[Entries with page source code]
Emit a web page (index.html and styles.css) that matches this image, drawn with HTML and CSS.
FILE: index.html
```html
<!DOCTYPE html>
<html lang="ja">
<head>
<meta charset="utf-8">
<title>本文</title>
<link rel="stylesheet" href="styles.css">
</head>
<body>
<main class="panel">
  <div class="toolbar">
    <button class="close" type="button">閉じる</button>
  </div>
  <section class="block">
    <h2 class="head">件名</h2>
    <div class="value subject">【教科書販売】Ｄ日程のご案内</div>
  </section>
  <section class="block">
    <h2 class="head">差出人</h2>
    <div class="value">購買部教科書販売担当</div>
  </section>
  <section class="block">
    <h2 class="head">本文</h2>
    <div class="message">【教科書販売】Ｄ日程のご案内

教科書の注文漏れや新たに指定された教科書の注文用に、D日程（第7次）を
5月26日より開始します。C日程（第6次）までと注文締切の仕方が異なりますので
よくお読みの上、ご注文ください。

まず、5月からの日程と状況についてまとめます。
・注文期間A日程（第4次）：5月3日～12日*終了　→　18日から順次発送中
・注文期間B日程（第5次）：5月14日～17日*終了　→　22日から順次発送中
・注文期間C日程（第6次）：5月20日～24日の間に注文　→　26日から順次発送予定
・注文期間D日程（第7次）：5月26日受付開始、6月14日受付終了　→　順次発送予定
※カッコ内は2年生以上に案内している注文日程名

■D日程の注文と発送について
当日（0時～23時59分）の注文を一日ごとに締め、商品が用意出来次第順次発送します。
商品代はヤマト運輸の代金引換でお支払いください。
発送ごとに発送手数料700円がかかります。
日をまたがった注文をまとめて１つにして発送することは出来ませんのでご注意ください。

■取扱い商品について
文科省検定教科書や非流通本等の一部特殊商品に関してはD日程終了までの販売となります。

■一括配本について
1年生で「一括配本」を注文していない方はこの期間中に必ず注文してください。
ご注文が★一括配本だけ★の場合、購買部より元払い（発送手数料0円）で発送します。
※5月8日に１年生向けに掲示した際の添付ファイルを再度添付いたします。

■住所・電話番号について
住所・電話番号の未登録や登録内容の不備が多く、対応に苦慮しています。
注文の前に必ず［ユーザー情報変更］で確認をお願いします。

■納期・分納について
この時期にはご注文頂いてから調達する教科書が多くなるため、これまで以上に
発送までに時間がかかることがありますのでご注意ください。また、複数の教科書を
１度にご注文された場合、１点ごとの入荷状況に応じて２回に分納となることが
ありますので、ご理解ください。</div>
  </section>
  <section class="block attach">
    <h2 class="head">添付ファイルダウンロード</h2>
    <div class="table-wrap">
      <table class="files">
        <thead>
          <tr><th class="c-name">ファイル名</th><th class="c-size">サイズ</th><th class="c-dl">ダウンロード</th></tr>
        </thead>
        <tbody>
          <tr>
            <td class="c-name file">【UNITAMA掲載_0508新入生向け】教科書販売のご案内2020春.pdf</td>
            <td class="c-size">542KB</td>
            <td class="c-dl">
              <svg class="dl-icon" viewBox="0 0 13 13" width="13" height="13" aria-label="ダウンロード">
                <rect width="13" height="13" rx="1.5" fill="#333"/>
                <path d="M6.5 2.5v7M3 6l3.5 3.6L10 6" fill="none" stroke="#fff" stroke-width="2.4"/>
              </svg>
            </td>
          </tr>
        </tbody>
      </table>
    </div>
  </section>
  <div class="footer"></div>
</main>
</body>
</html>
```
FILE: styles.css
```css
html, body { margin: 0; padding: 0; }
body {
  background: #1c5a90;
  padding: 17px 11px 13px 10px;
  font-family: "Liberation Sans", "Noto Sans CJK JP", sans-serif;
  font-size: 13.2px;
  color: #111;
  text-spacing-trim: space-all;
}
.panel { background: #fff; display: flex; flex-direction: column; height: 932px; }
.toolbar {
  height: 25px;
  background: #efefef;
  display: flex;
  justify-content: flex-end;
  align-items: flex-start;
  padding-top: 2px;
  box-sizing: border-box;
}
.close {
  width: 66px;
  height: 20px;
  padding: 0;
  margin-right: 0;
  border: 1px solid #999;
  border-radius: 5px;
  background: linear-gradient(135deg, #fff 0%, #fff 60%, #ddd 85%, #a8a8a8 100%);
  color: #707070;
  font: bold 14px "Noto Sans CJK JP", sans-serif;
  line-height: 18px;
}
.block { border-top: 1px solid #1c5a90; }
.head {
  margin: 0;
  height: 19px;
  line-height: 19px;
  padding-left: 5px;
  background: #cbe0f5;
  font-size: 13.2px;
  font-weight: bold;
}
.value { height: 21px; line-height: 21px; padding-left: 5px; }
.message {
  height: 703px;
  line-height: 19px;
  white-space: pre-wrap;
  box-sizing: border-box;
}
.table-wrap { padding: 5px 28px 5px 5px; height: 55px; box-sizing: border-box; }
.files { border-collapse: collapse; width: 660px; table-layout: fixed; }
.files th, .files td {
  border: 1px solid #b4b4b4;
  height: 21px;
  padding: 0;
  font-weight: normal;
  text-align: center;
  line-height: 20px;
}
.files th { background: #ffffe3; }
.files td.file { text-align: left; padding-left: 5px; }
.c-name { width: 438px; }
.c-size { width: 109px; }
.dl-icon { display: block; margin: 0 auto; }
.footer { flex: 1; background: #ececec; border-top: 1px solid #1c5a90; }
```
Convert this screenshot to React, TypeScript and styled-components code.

What you need to do = Reproduce the entries above in full by retyping them exactly.

Full output =
Emit a web page (index.html and styles.css) that matches this image, drawn with HTML and CSS.
FILE: index.html
```html
<!DOCTYPE html>
<html lang="ja">
<head>
<meta charset="utf-8">
<title>本文</title>
<link rel="stylesheet" href="styles.css">
</head>
<body>
<main class="panel">
  <div class="toolbar">
    <button class="close" type="button">閉じる</button>
  </div>
  <section class="block">
    <h2 class="head">件名</h2>
    <div class="value subject">【教科書販売】Ｄ日程のご案内</div>
  </section>
  <section class="block">
    <h2 class="head">差出人</h2>
    <div class="value">購買部教科書販売担当</div>
  </section>
  <section class="block">
    <h2 class="head">本文</h2>
    <div class="message">【教科書販売】Ｄ日程のご案内

教科書の注文漏れや新たに指定された教科書の注文用に、D日程（第7次）を
5月26日より開始します。C日程（第6次）までと注文締切の仕方が異なりますので
よくお読みの上、ご注文ください。

まず、5月からの日程と状況についてまとめます。
・注文期間A日程（第4次）：5月3日～12日*終了　→　18日から順次発送中
・注文期間B日程（第5次）：5月14日～17日*終了　→　22日から順次発送中
・注文期間C日程（第6次）：5月20日～24日の間に注文　→　26日から順次発送予定
・注文期間D日程（第7次）：5月26日受付開始、6月14日受付終了　→　順次発送予定
※カッコ内は2年生以上に案内している注文日程名

■D日程の注文と発送について
当日（0時～23時59分）の注文を一日ごとに締め、商品が用意出来次第順次発送します。
商品代はヤマト運輸の代金引換でお支払いください。
発送ごとに発送手数料700円がかかります。
日をまたがった注文をまとめて１つにして発送することは出来ませんのでご注意ください。

■取扱い商品について
文科省検定教科書や非流通本等の一部特殊商品に関してはD日程終了までの販売となります。

■一括配本について
1年生で「一括配本」を注文していない方はこの期間中に必ず注文してください。
ご注文が★一括配本だけ★の場合、購買部より元払い（発送手数料0円）で発送します。
※5月8日に１年生向けに掲示した際の添付ファイルを再度添付いたします。

■住所・電話番号について
住所・電話番号の未登録や登録内容の不備が多く、対応に苦慮しています。
注文の前に必ず［ユーザー情報変更］で確認をお願いします。

■納期・分納について
この時期にはご注文頂いてから調達する教科書が多くなるため、これまで以上に
発送までに時間がかかることがありますのでご注意ください。また、複数の教科書を
１度にご注文された場合、１点ごとの入荷状況に応じて２回に分納となることが
ありますので、ご理解ください。</div>
  </section>
  <section class="block attach">
    <h2 class="head">添付ファイルダウンロード</h2>
    <div class="table-wrap">
      <table class="files">
        <thead>
          <tr><th class="c-name">ファイル名</th><th class="c-size">サイズ</th><th class="c-dl">ダウンロード</th></tr>
        </thead>
        <tbody>
          <tr>
            <td class="c-name file">【UNITAMA掲載_0508新入生向け】教科書販売のご案内2020春.pdf</td>
            <td class="c-size">542KB</td>
            <td class="c-dl">
              <svg class="dl-icon" viewBox="0 0 13 13" width="13" height="13" aria-label="ダウンロード">
                <rect width="13" height="13" rx="1.5" fill="#333"/>
                <path d="M6.5 2.5v7M3 6l3.5 3.6L10 6" fill="none" stroke="#fff" stroke-width="2.4"/>
              </svg>
            </td>
          </tr>
        </tbody>
      </table>
    </div>
  </section>
  <div class="footer"></div>
</main>
</body>
</html>
```
FILE: styles.css
```css
html, body { margin: 0; padding: 0; }
body {
  background: #1c5a90;
  padding: 17px 11px 13px 10px;
  font-family: "Liberation Sans", "Noto Sans CJK JP", sans-serif;
  font-size: 13.2px;
  color: #111;
  text-spacing-trim: space-all;
}
.panel { background: #fff; display: flex; flex-direction: column; height: 932px; }
.toolbar {
  height: 25px;
  background: #efefef;
  display: flex;
  justify-content: flex-end;
  align-items: flex-start;
  padding-top: 2px;
  box-sizing: border-box;
}
.close {
  width: 66px;
  height: 20px;
  padding: 0;
  margin-right: 0;
  border: 1px solid #999;
  border-radius: 5px;
  background: linear-gradient(135deg, #fff 0%, #fff 60%, #ddd 85%, #a8a8a8 100%);
  color: #707070;
  font: bold 14px "Noto Sans CJK JP", sans-serif;
  line-height: 18px;
}
.block { border-top: 1px solid #1c5a90; }
.head {
  margin: 0;
  height: 19px;
  line-height: 19px;
  padding-left: 5px;
  background: #cbe0f5;
  font-size: 13.2px;
  font-weight: bold;
}
.value { height: 21px; line-height: 21px; padding-left: 5px; }
.message {
  height: 703px;
  line-height: 19px;
  white-space: pre-wrap;
  box-sizing: border-box;
}
.table-wrap { padding: 5px 28px 5px 5px; height: 55px; box-sizing: border-box; }
.files { border-collapse: collapse; width: 660px; table-layout: fixed; }
.files th, .files td {
  border: 1px solid #b4b4b4;
  height: 21px;
  padding: 0;
  font-weight: normal;
  text-align: center;
  line-height: 20px;
}
.files th { background: #ffffe3; }
.files td.file { text-align: left; padding-left: 5px; }
.c-name { width: 438px; }
.c-size { width: 109px; }
.dl-icon { display: block; margin: 0 auto; }
.footer { flex: 1; background: #ececec; border-top: 1px solid #1c5a90; }
```
Convert this screenshot to React, TypeScript and styled-components code.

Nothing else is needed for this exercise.